Use careful planning to put more money back into your pocket
Everyone should pay their fair share in taxes. Yet it is also true that many people overpay due to poor planning and organisation of their financial affairs.
A strong financial plan will include a tax mitigation strategy - although this should not be the end goal itself. Ideas include making use of your tax relievable pension contributions available (usually up to £40k p.a. but dependent upon earnings), ISA allowance each tax year (£20,000) which lets you generate interest, dividends and capital gains, free from tax.
Another might involve arranging your income so that you benefit from all of your allowances. For instance, a business owner might consider adjusting the split between her salary and dividend income, to reduce an overall tax bill. Here, it can also reduce a tax bill to ensure you are making full use of reliefs open to business assets such as Entrepreneurs’ Relief.
Married couples may also benefit from using their spouse’s unused allowances.

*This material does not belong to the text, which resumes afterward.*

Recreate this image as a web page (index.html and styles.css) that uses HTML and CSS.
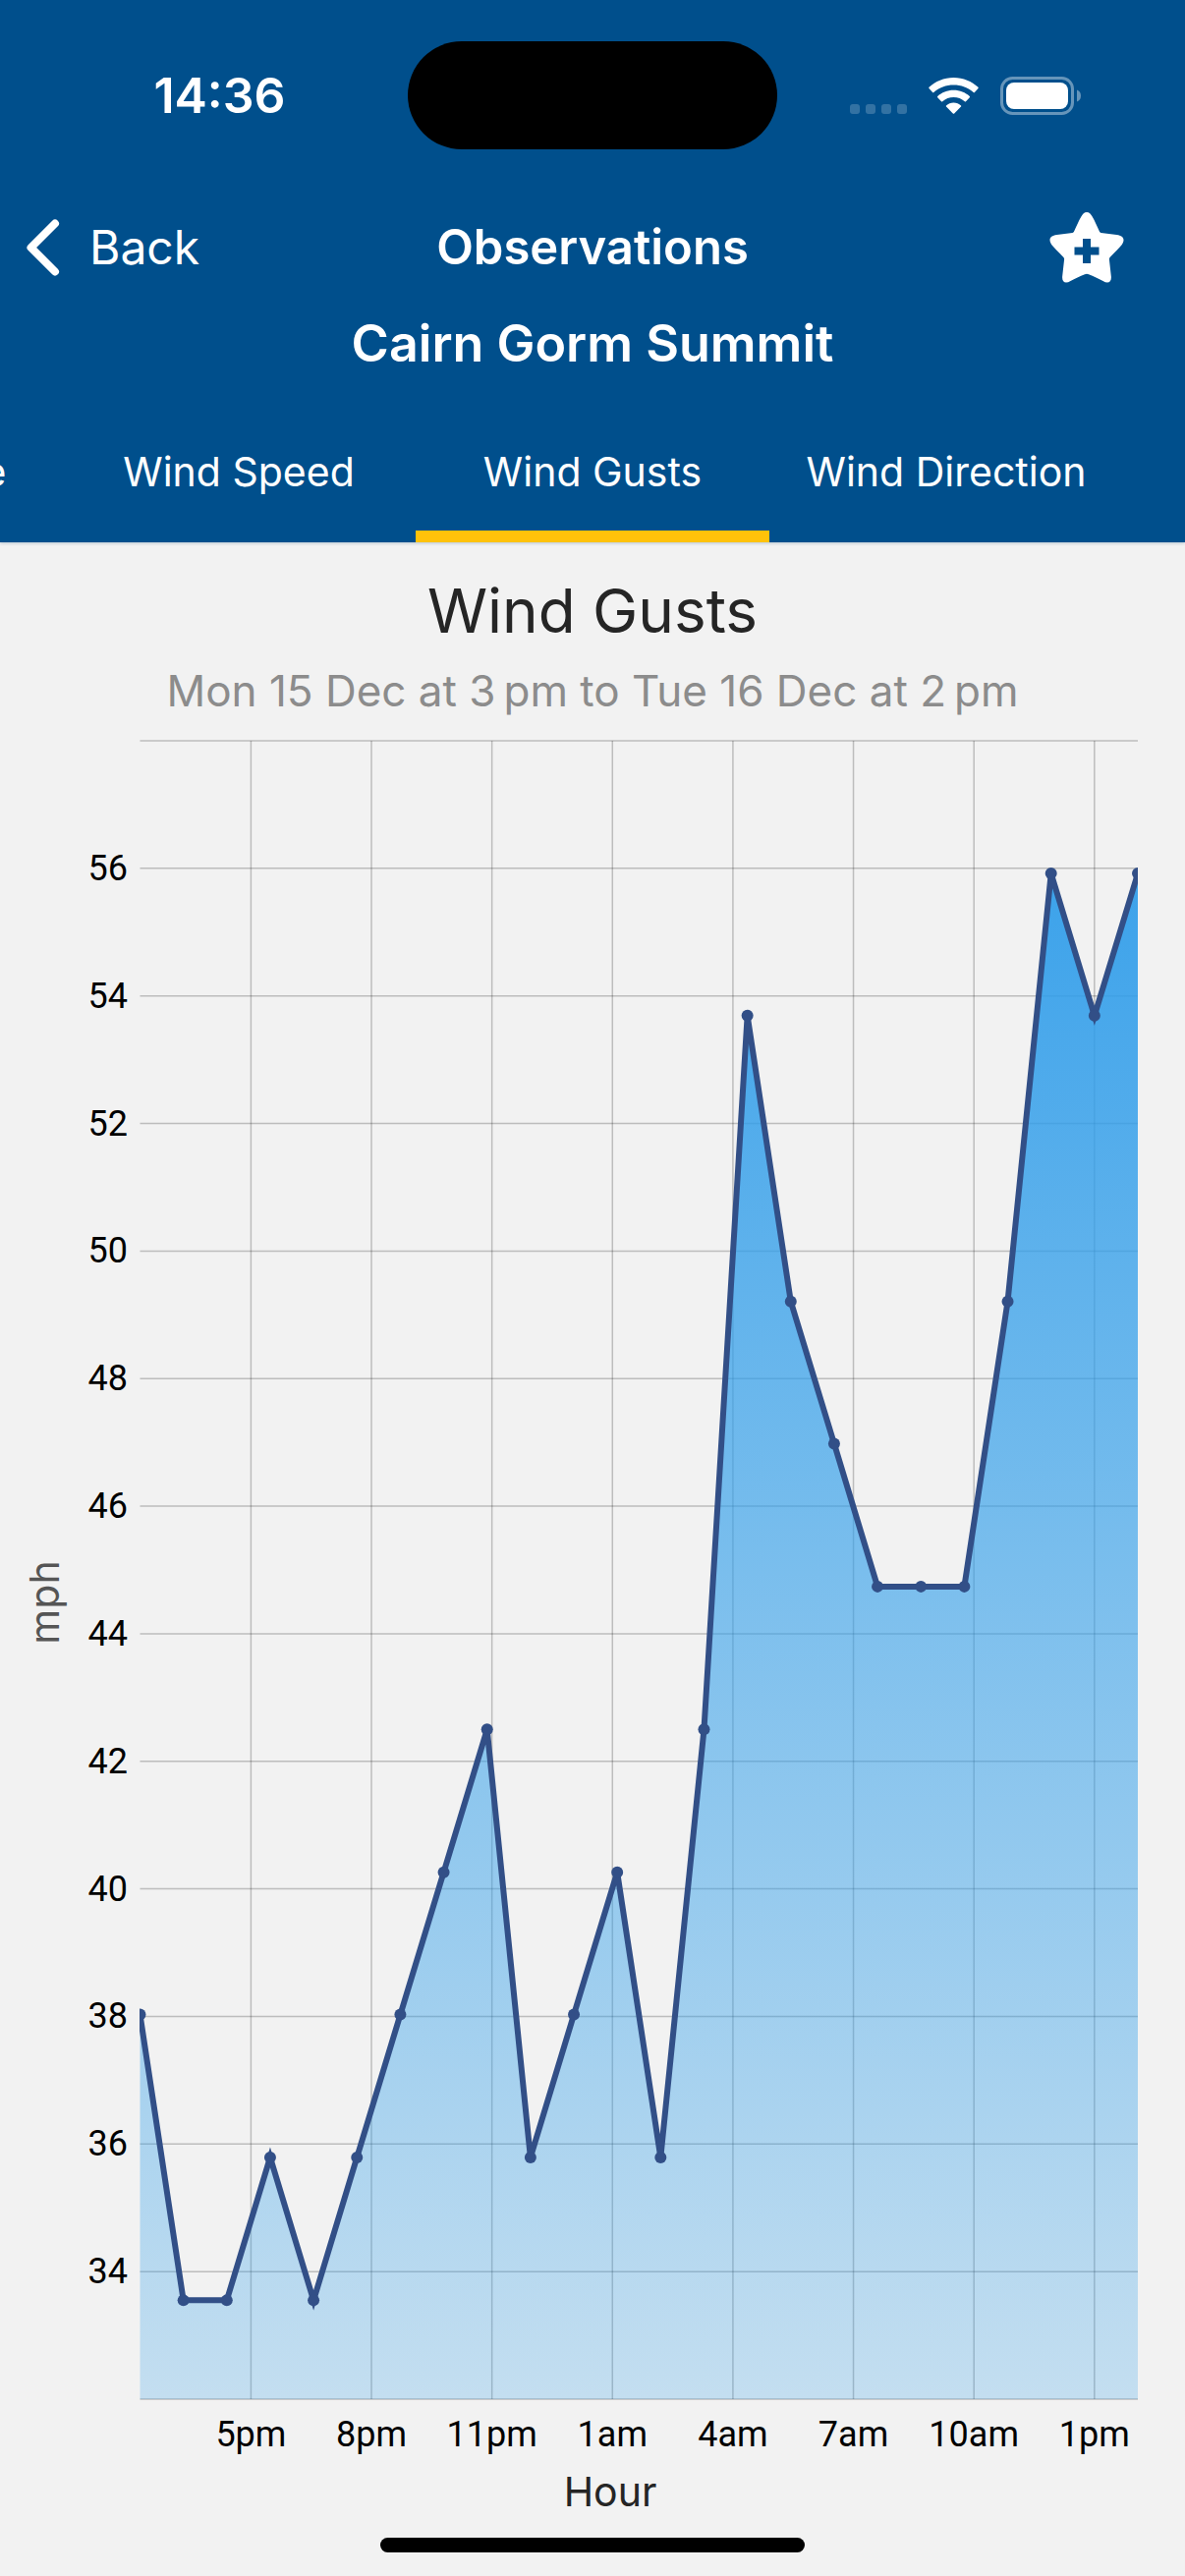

An adviser will be able to set out the different tax allowances available to you, and how to make best use of them for your specific financial circumstances.
The value of professional insight and guidance
As you can see, financial planning involves bringing together multiple complex areas of wealth and finances. This would be challenging enough to do on your own if the rules, markets and UK economy all stood still. But they do not - and neither does your life. Bringing everything under a coherent set of goals and strategy takes time, expertise and ongoing attention. Here, a financial planner can take on a lot of the legwork for you.
This is not to say that you relinquish control of your finances. Rather, a good financial planner will partner with you in helping you craft a successful course towards your long-term goals. They can also act as a sounding board for your thoughts and worries (e.g. during a market crash), and act as a source of accountability to help ensure you stick to your plan.